STONE ENERGY CORPORATION

Announces 2011 Reserve Growth, 2012 Capital Expenditure

Budget, 2012 Guidance and Operational Update

LAFAYETTE, LA. January 23, 2012

STONE ENERGY CORPORATION (NYSE: SGY) today announced 2011 year-end estimated reserves, 2012 capital expenditure budget, and 2012 guidance ranges. Stone also provided an operational update. Highlights included:

 

   

Estimated proved reserves as of December 31, 2011 increased to 100 million Boe or 602 Bcfe, representing an annual increase of 27% and a production replacement of 264%;

 

   

The acquisition of BP’s working interest in the deep water Pompano field was completed in December 2011, contributing estimated proved reserves of 17 million Boe as of December 31, 2011, at an adjusted purchase price of $167 million;

 

   

The 2012 capital expenditure budget was set at $625 million; and

 

   

Production guidance for 2012 is in a range of 240-275 MMcfe per day, representing an annual increase of 12%-29% compared to estimated production for 2011 of approximately 214 MMcfe per day.

Estimated Year-end Reserves

Stone’s estimated proved reserves as of December 31, 2011 were 100 MMboe (million barrel of oil equivalent) or 602 Bcfe (billion cubic feet of natural gas equivalent), representing an increase of 27% compared to estimated proved reserves of 79 MMboe (474 Bcfe) as of December 31, 2010. The net increase in estimated proved reserves was the result of increases from drilling additions (net of minor revisions) of 109 Bcfe and acquisitions of 111 Bcfe, offset by 78 Bcfe of production and 14 Bcfe of divestments. Drilling results replaced 140% of 2011 production while acquisition and divestment activity replaced an additional 124% of 2011 production, for a total production replacement of 264%. In addition to the estimated proved reserves there were estimated probable reserves of 319 Bcfe and estimated possible reserves of 476 Bcfe at year-end 2011. All of Stone’s 2011 year-end estimated proved, probable and possible reserves were independently engineered by Netherland Sewell & Associates.

The present value of the estimated future net cash flows from estimated proved reserves before income taxes at December 31, 2011 was $2.1 billion, which is a 75% increase over the 2010 value of $1.2 billion. The present value calculations used 12 month average prices of $100.97 per barrel and $4.74 per Mcf for 2011 as compared to $77.68 per barrel and $4.46 per Mcf in 2010. Present values were calculated using a 10% discount rate (PV-10).

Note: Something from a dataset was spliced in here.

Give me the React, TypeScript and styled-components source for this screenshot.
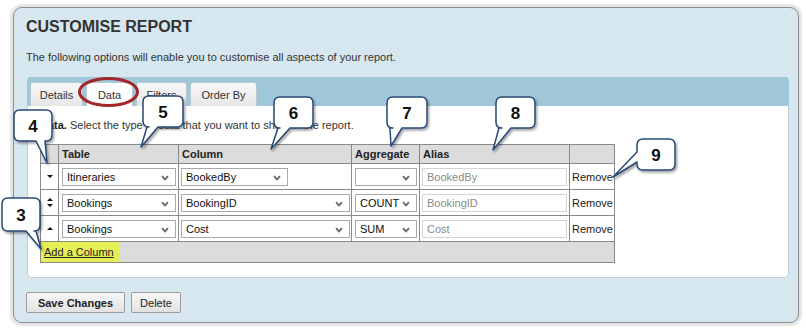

Stone’s reserve base reflects its commitment to grow the company outside of the conventional shelf of the Gulf of Mexico (GOM), and into the more prolific reserve basins of the GOM deep water and Gulf Coast deep gas as well as onshore oil and gas shale opportunities. The Deep Water and Deep Gas areas, which include reserves associated with the Pompano acquisition, accounted for over 20% of the total estimated proved 2011 reserves compared to less than 2% in 2010. The Marcellus shale accounted for nearly 30% of the total estimated proved 2011 reserves compared to just over 15% in 2010. The GOM conventional shelf, which accounted for over 80% of 2010 estimated proved reserves, accounted for slightly over 50% of 2011 total estimated proved reserves.


The estimated proved reserve growth was balanced across commodities, adding 18.7 million barrels (112 Bcfe) of estimated proved oil reserves and 94 Bcf (15.7 million boe) of estimated proved gas reserves. The year-end 2011 estimated proved reserves of 100 million Boe (602 Bcfe) include estimated proved developed (PD) reserves of 60 million boe or 360 Bcfe (52% oil, 48% gas) and estimated proved undeveloped (PUDs) reserves of 40 million boe or 242 Bcfe (37% oil and 63% gas).

Capital Expenditure Budget

Stone’s Board of Directors has authorized a 2012 capital expenditure budget of $625 million, which excludes acquisitions and capitalized SG&A and interest. The budget is spread across Stone’s major areas of investment with approximately 34% allocated to the GOM conventional shelf, 24% allocated to Deep Water/Deep Gas projects, 30% allocated to the Marcellus shale and 12% allocated to Onshore Oil projects and new venture opportunities. The allocation of capital across the various areas is subject to change based on several factors including permitting times, rig availability, non-operator decisions, farm-in opportunities and commodity pricing.

The GOM conventional shelf capital budget provides for development drilling, recompletions, facilities and abandonment. Stone plans to drill 3-5 wells in the oil rich Ship Shoal 113 field and 4-6 oil wells across the remainder of the GOM and onshore south Louisiana, representing approximately $90-$100 million in potential expenditures. In addition, Stone has budgeted approximately $55-$60 million for recompletions and facilities improvement to the existing infrastructure. Capital allocation for P&A operations is approximately $55-$60 million.

The Deep Gas capital budget is focused on exploration drilling, development drilling and 3D data acquisition. Stone plans to spend development capital on a second well at its LaPosada/La Cantera discovery which is expected to spud in the second quarter of 2012. Exploration opportunities include the drilling of 1-3 exploration wells, which includes the planned deepening of the Lighthouse Bayou prospect below 25,500 feet. Due to the timing of equipment procurement and permitting, the Lighthouse Bayou deepening operation is currently projected to commence during the second half of 2012, subject to final technical review.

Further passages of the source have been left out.